You are never going to be shaped liked Lucinda Fredericks…
No way, I am as skinny as I get without passing out. I know exactly how much I weigh, I’m basically 80 kilos, if I go under 78 kilos, I start to get faint.
Do you run or anything like that?
Not any more. After I broke my legs, I don’t run as well as I used to, and I don’t get a lot of time either. When I run I actually end up getting heavier, because I am quite a big-framed guy, I put on muscle quickly. Eating less is the main thing – work hard, then consciously eat half of what I want. It’s not fun but it works.
Looking at the overall scores we’ve had at Sydney and Melbourne this year, on those scores we seem to have dropped a little behind the rest of the world with our dressage… I watched both those events and I didn’t really see a test that would have come out and shone at a WEG or an Olympic Games…
I think you are right. Stuart (Tinney)certainly has the potential, I don’t think his test at Sydney was quite as good as it had been. I think he was quite busy with other things at Sydney, but certainly he has the ability on Pluto Mio to produce that sort of test. The black horse that Megan (Jones) rode at Melbourne, Flowervale Maserati, that was a really nice test – the horse has only just gone three-star and it is going to get stronger. Megan had some problems in the showjumping, but that is probably related to the fact that the horse has only just gone three-star and it was pretty heavy going. Hopefully Megan can get that horse going, certainly it has the potential to threaten them.
Team management, Prue Barrett and Brett Parbery, are certainly on to it and they are looking at a heap of things we can do to improve. I’ve heard a few of their ideas and I am really looking forward to working on some of the ways they think they can improve us. Certainly right now in Australia, there doesn’t seem to be the depth that there has been. I’ve been quite critical of our youth at the moment. I’m no longer what anyone would call ‘young’ but I remember when I was a kid, I think I was 22, 23, when I was on the squad for Atlanta, and on that squad was Wendy Schaeffer, who was 21, Niki Richardson, who was my age – by the next championships, Olivia Bunn was there, again low 20s, Burton was in his low 20s. We had lots and lots of good young riders, but since Chris Burton there hasn’t been enough young kids coming through – for whatever reason: desire, ability, opportunity. I don’t know what has made such a big gap, but Chris would be nearly 30 (actually Christopher is 31) and there are not a whole lot younger than him coming through.
And the big question is why? If anything, riders coming through have access to better events, better-bred horses, there is instruction available…

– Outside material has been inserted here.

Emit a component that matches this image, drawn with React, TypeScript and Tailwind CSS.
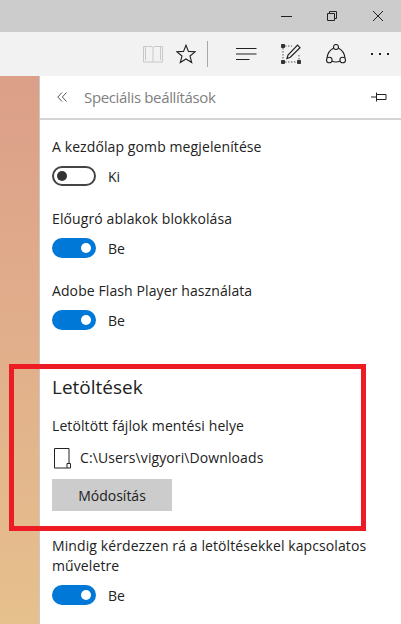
const FONT = "font-['Open_Sans','Noto_Sans',sans-serif]";

function Toggle({ on }: { on: boolean }) {
  return (
    <div className="flex items-center gap-3 h-5 mt-[9px]">
      {on ? (
        <div className="w-11 h-5 rounded-full bg-[#0078d7] flex items-center justify-end pr-[5px]">
          <div className="w-[10px] h-[10px] rounded-full bg-white" />
        </div>
      ) : (
        <div className="w-11 h-5 rounded-full border-2 border-[#444] flex items-center pl-[3px]">
          <div className="w-[10px] h-[10px] rounded-full bg-[#333]" />
        </div>
      )}
      <span className="pt-[2px] text-[14px] leading-5 text-[#222]">{on ? "Be" : "Ki"}</span>
    </div>
  );
}

function Setting({ label, on }: { label: React.ReactNode; on: boolean }) {
  return (
    <div className="pb-[23px]">
      <div className="text-[14px] leading-5 text-[#222] tracking-[0.1px]">{label}</div>
      <Toggle on={on} />
    </div>
  );
}

function ToolbarIcons() {
  return (
    <div className="h-11 bg-[#f2f2f2] flex items-center justify-end">
      {/* reading view */}
      <svg width="20" height="18" viewBox="0 0 20 18" fill="none" stroke="#c8c8c8" strokeWidth="1" className="mr-[13px]">
        <path d="M.5 1.500h7.500c1 0 1.600.3 2 1 .4-.7 1-1 2-1h7.500v15.500H.5zM10 2.500v14.500M2.500 1.500v13.500M17.500 1.500v13.500" />
      </svg>
      {/* favorite */}
      <svg width="20" height="20" viewBox="0 0 20 20" fill="none" stroke="#222" strokeWidth="1.1" className="mr-[11px]">
        <path d="M10 1.200l2.500 6.200 6.700.4-5.200 4.200 1.700 6.500L10 15l-5.700 3.500L6 12 .8 7.800l6.700-.4z" />
      </svg>
      <div className="w-px h-[26px] bg-[#a8a8a8] mr-7" />
      {/* hub */}
      <svg width="21" height="14" viewBox="0 0 21 14" fill="none" stroke="#222" strokeWidth="1.2" className="mr-[24px]">
        <path d="M0 1.500h20.500M0 7h20.500M0 12.500h13.500" />
      </svg>
      {/* web note */}
      <svg width="20" height="20" viewBox="0 0 20 20" fill="none" className="mr-[25px]">
        <path d="M2 4v12M4 2h7M18 11v5M4 18h12" stroke="#555" strokeWidth="1" strokeDasharray="1.5 1.5" />
        <path d="M0.5 0.5h3v3h-3zM0.5 16.500h3v3h-3zM16.500 16.500h3v3h-3z" fill="#333" stroke="#333" strokeWidth="1" />
        <path d="M6 14.500l1-3.500L16.500 1.200l2.500 2.500L9.300 13.200z" stroke="#222" strokeWidth="1.2" />
      </svg>
      {/* share */}
      <svg width="20" height="20" viewBox="0 0 20 20" fill="none" stroke="#222" strokeWidth="1.1" className="mr-[25px]">
        <circle cx="10" cy="3" r="2.500" />
        <circle cx="3.300" cy="16" r="2.800" />
        <circle cx="16.700" cy="16" r="2.800" />
        <path d="M7.700 4C3.800 6 1.400 9.500 1.100 14M12.300 4c3.900 2 6.300 5.500 6.600 10M6.100 17.200c2.600 1 5.200 1 7.800 0" />
      </svg>
      {/* more */}
      <div className="flex gap-[6px] mr-3">
        <div className="w-[2px] h-[2px] bg-[#222]" />
        <div className="w-[2px] h-[2px] bg-[#222]" />
        <div className="w-[2px] h-[2px] bg-[#222]" />
      </div>
    </div>
  );
}

export default function App() {
  return (
    <div className={`relative w-[401px] h-[624px] overflow-hidden bg-white ${FONT}`}>
      {/* window title bar */}
      <div className="h-8 bg-[#cccccc] flex items-center justify-end">
        <svg width="11" height="1" viewBox="0 0 11 1" className="mr-[35px]">
          <path d="M0 .5h11" stroke="#222" />
        </svg>
        <svg width="10" height="10" viewBox="0 0 10 10" fill="none" stroke="#222" className="mr-[36px]">
          <path d="M.5 2.500h7v7h-7zM2.500 2.500v-2h7v7h-2" />
        </svg>
        <svg width="10" height="10" viewBox="0 0 10 10" fill="none" stroke="#222" className="mr-[18px]">
          <path d="M0 0l10 10M10 0L0 10" />
        </svg>
      </div>
      <ToolbarIcons />
      <div className="flex h-[548px]">
        {/* page behind the panel */}
        <div className="w-[39px] bg-gradient-to-b from-[#dc9f89] to-[#e6c08d]" />
        <div className="flex-1 border-l border-[#c8c8c8]">
          <div className="h-11 border-b-2 border-[#d4d4d4] flex items-center pl-[17px] pr-[14px]">
            <svg width="10" height="10" viewBox="0 0 10 10" fill="none" stroke="#555" strokeWidth="1">
              <path d="M5 .5L.8 5 5 9.500M9.500 .5L5.300 5l4.200 4.500" />
            </svg>
            <span className="ml-[17px] text-[15px] leading-5 text-[#808080] tracking-[-0.35px]">Speciális beállítások</span>
            <svg width="16" height="10" viewBox="0 0 16 10" fill="none" stroke="#222" className="ml-auto">
              <path d="M0 5h5.500M5.500 .5v9M5.500 2.500h9.500v5H5.500" />
            </svg>
          </div>
          <div className="pl-3 pt-[17px]">
            <Setting label="A kezdőlap gomb megjelenítése" on={false} />
            <Setting label="Előugró ablakok blokkolása" on />
            <Setting label="Adobe Flash Player használata" on />
            <div className="pt-[20px] text-[19px] leading-7 text-[#222]">Letöltések</div>
            <div className="mt-[15px] text-[14px] leading-5 text-[#222] tracking-[0.1px]">Letöltött fájlok mentési helye</div>
            <div className="mt-[11px] h-[22px] flex items-center pl-[2px]">
              <svg width="17" height="21" viewBox="0 0 17 21" fill="none" stroke="#222" strokeWidth="1">
                <path d="M.5.5h14.500v15M.5.5v19.500h12.500M13 20v-4.500h3.500v4.500z" />
              </svg>
              <span className="ml-[9px] text-[14px] leading-5 text-[#222] tracking-[0.1px]">C:\Users\vigyori\Downloads</span>
            </div>
            <button className="block mt-[10px] w-[120px] h-8 bg-[#cccccc] text-[14px] text-[#222]">Módosítás</button>
            <div className="mt-[25px]">
              <Setting
                label={
                  <>
                    Mindig kérdezzen rá a letöltésekkel kapcsolatos
                    <br />
                    műveletre
                  </>
                }
                on
              />
            </div>
          </div>
        </div>
      </div>
      {/* red highlight drawn over the screenshot */}
      <div className="absolute left-[9px] top-[364px] w-[357px] h-[167px] border-[5px] border-[#ed1c24] pointer-events-none" />
    </div>
  );
}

Absolutely. The number of riders entering events has massively increased over the past couple of years, but at the elite level, the numbers haven’t increased. I’m not quite sure how to fix that.
When we look at the dressage, perhaps since London there has been an ebb in the number of horses. Some of the horses that were geared towards London were towards the end of their careers, a few have finished and the riders have younger horses. For whatever reason, you are right, the top few at Sydney although they were good tests, they weren’t great. I think I can say this because I was in the top few, but I know that test of 49, whether you take it as equal across the world, it is still not mid thirties, which is what people in Europe are getting. I think Jock (Paget, winner at Badminton) was on 39 at Badminton, and at Lumühlen, it was 39 to win, so we do need to get better.
Shane and Taurus
On the other hand, I feel Taurus is certainly capable of mixing it with the best…
And he is sound?
Yes, he’s been really good since he’s come back into work. He’s done a couple of One Day Events and went really well. A bit rusty, certainly his preparation is now gearing towards Burghley. He is starting galloping now, and fingers crossed, I can keep him together this time.
Let’s hope you are right, but if he dropped off the planet, Virgil is looking pretty good for a WEG run…
He is an amazing animal, physically
and mentally. On the flat, it is amazing how quickly he develops. He was really struggling with his flying changes before Sydney, he had a couple of mishaps in his preparation and had to have time off, and so he wasn’t ready to do a better test at Sydney. Since then he has only been back in a few weeks, and like today, he did five or six changes and they were all clean. Maybe not for 8s or 9s, but a clean change is a lot better than a bucking late one. He is quite an amazing horse that once he understands something he picks up on it really well.
He looks as if he would jump pretty well anything you put in front of him…
His jumping ability is amazing. Because he has such a big jump and he is so careful, I need to be careful about where I put him, and make sure he stays confident. In twelve months if Taurus for whatever reason wasn’t able to get there, Virgil would certainly be on track to push for a place in the team. If he was called upon, he wouldn’t let anyone down.